★★★☆☆

THERE’S power in feeling unsettled and this efficiently made, atmospheric, post-apocalyptic survival horror squeezes every morsel of that feeling out into the open while shrewdly keeping us in the dark.

It’s set in a world that appears to have been ravaged by an unnamed but very deadly virus that very quickly reduces its victims to laboured breathing and boil-laden skin until they succumb to death.

Holed up in a secluded and highly secured house in the middle of the woods, Paul (Joel Edgerton) tries desperately to protect his wife Sarah (Carmen Ejogo) and teenage son Travis (Kelvin Harrison Jr) and retain some semblance of normality in a terrorised world. But his safety and ability to trust is tested when a mysterious stranger (Christopher Abbott) arrives seeking refuge for his own family.

Writer-director Trey Edward Schults plays his cards close to his chest, choosing claustrophobic tension over giving us any definitive answers. The film evokes everything from Jim Mickle’s post-apocalyptic horror Stake Land and underrated dirty bomb thriller Right at Your Door, to name but a couple, but with a keen sense of its own identity.

It eschews cheap jump scares and gimmicks for more old-school horror techniques; slow and steady journeys down dimly lit hallways to dreaded doors that dare not be opened, noises going bump in the night, horrifying dream sequences upon dream sequences and a score by Brian McOmber made of elongated violins and violent piano chords.

There’s a refreshing, classic simplicity about the film that’s quite effective indeed.

Despite the main danger being a virus, there are no walking dead shuffling from between the seemingly endless trees.

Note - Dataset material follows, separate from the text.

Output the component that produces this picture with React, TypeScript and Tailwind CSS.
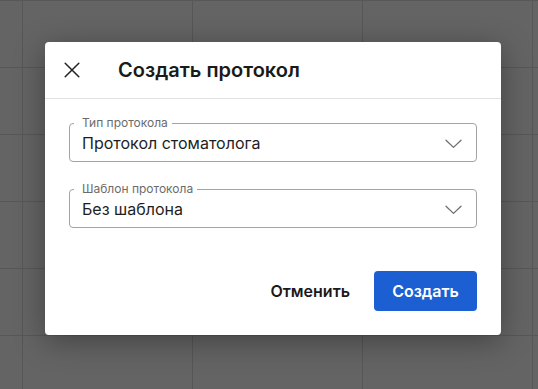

That threat is used to induce and play on paranoia of both the characters and the audience as we come to care about them, thanks to some effectively understated performances, particularly from Edgerton, left, as a father doing his best to be strong in a world that’s set to reduce everyone to a mess.

It’s a horror film about human behaviour in heightened and up-close-and-personal situations, the ability for one person to trust another in an extraordinarily bleak time when survival and looking after one’s own is of the highest priority. Schults exposes that theme and leaves it pulsing like an infected wound. It will leave you thinking “what would I do in that situation?” as much as it will jangle your nerves.